Pensi che l’attuale stato comatoso del rock derivi anche dalla mancanza di una cultura di strada in città dove trionfano le solite catene?

«È complicato. Da una parte ci sono strade costellate dai soliti negozi, Tommy Hilfiger e Starbucks ovunque: molto noioso. Le differenze fra una città e l’altra sono sempre meno pronunciate. D’altra parte grazie a Internet non è mai stato così facile trovare musica e letteratura interessante. Ma è pur vero che Internet contribuisce ad appiattire il panorama metropolitano: se non ci fosse Amazon ci sarebbero più librerie e piccoli negozi di dischi. E dunque, è un bene o un male? Non lo so. Non giudico, osservo il fenomeno».

I dischi vendono sempre meno, la gente ascolta la musica in streaming. Sei preoccupato?

«No, gli Waterboys se la cavano egregiamente grazie ai tour e ai festival, e come autore incasso piuttosto bene. So che i servizi in streaming non pagano granché, ma ho altre cose a cui pensare».

Sei rimasto sorpreso quando Ellie Goulding ha centrato un hit nel Regno Unito con una vecchia canzone dei Waterboys, How Long Will I Love You?

«Per niente. Ho sempre creduto in quella canzone. Non ci credevano i discografici che ai tempi di Room to Toam, nel 1990, non la vollero pubblicare come singolo».

Le motivazioni che ti spingevano a fare musica trent’anni fa sono cambiate?

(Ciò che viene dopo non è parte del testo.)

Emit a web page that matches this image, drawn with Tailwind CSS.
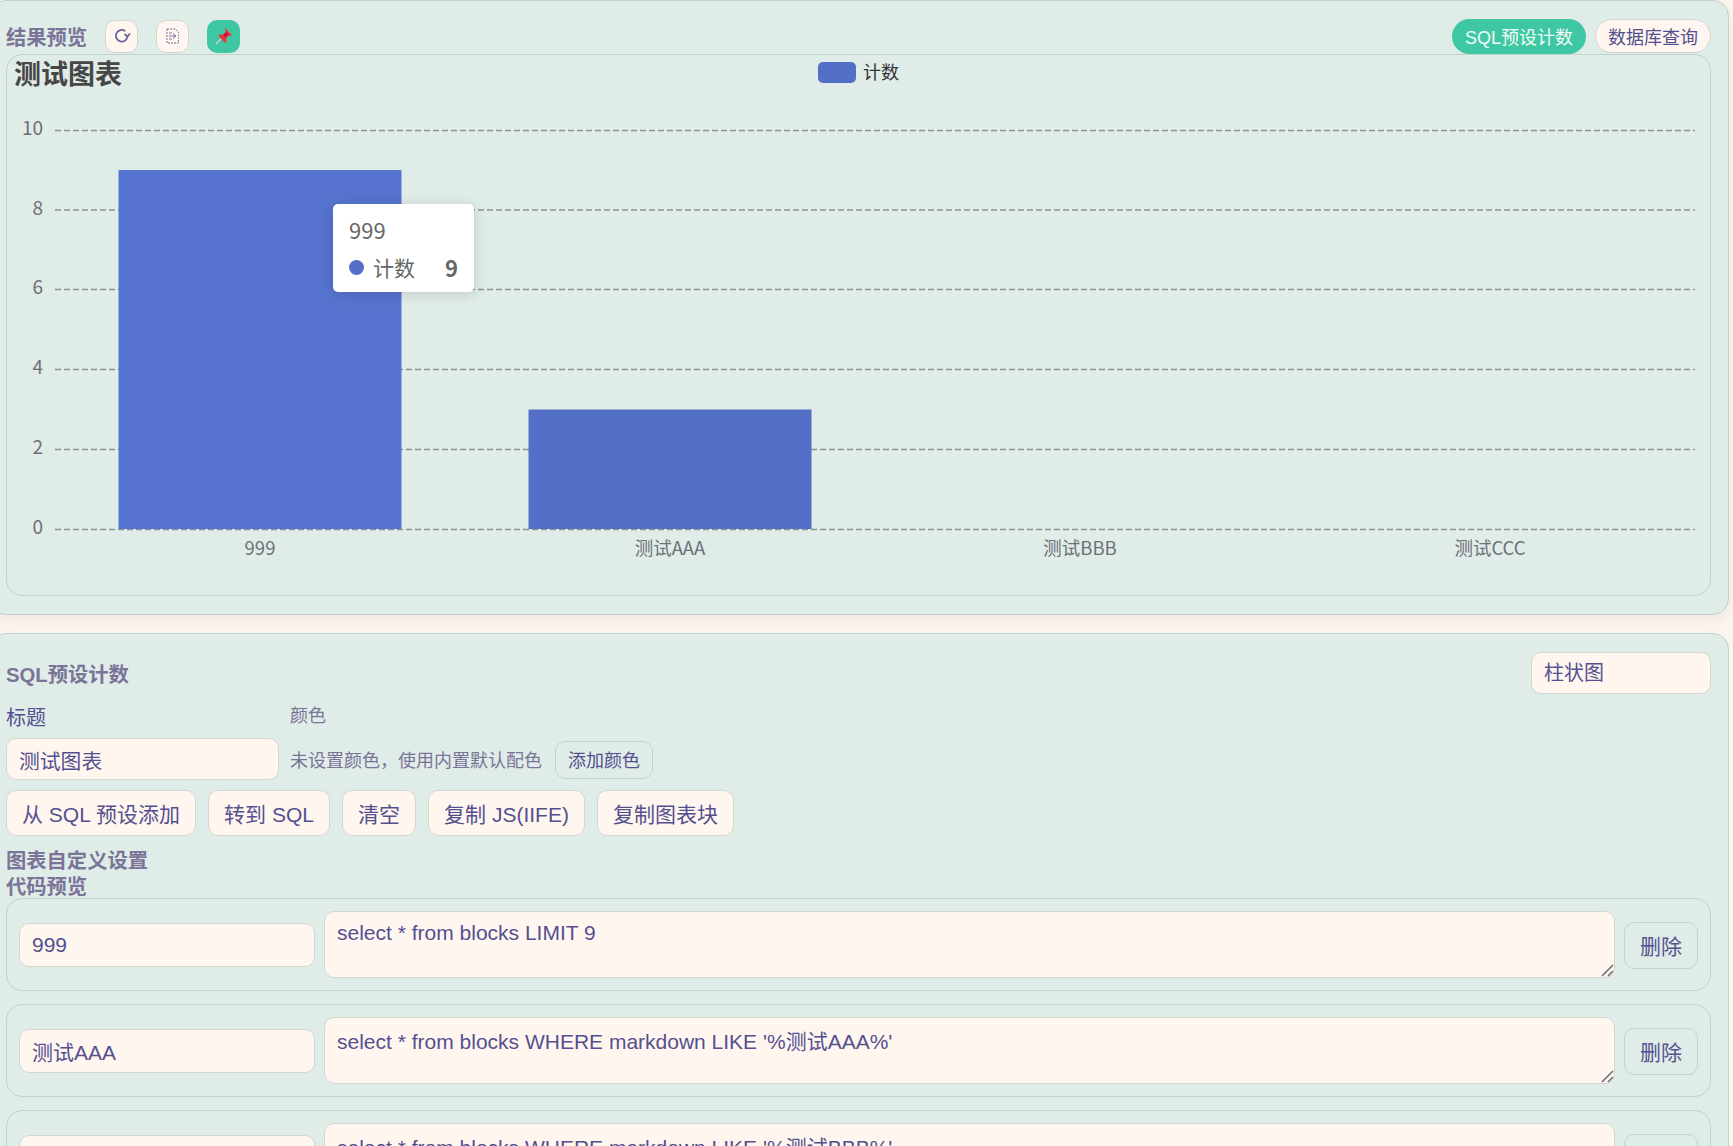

«Sono le stesse. La musica viene da un posto profondo dentro di me e fa di tutto per uscire. Sai cos’altro mi motiva? La competizione. Voglio essere bravo tanto quanto i rocker migliori in circolazione. Questo mi ispira».

E chi sono i tuoi rivali?

«Chiunque. Neil Young che ha appena pubblicato un album, Bob Dylan che ne farà uscire uno di canzoni di Sinatra, e poi Jack White, i Black Keys. Voglio fare dischi migliori dei loro. Hai presente il pezzo di dieci minuti che chiude l’album, quello che si apre con la voce di Jack Kerouac che legge Sulla strada? Ecco, Long Strange Golden Road è il mio guanto di sfida a Jack White, a Leonard Cohen, a tutti i songwriter della terra. Provate voi a fare altrettanto».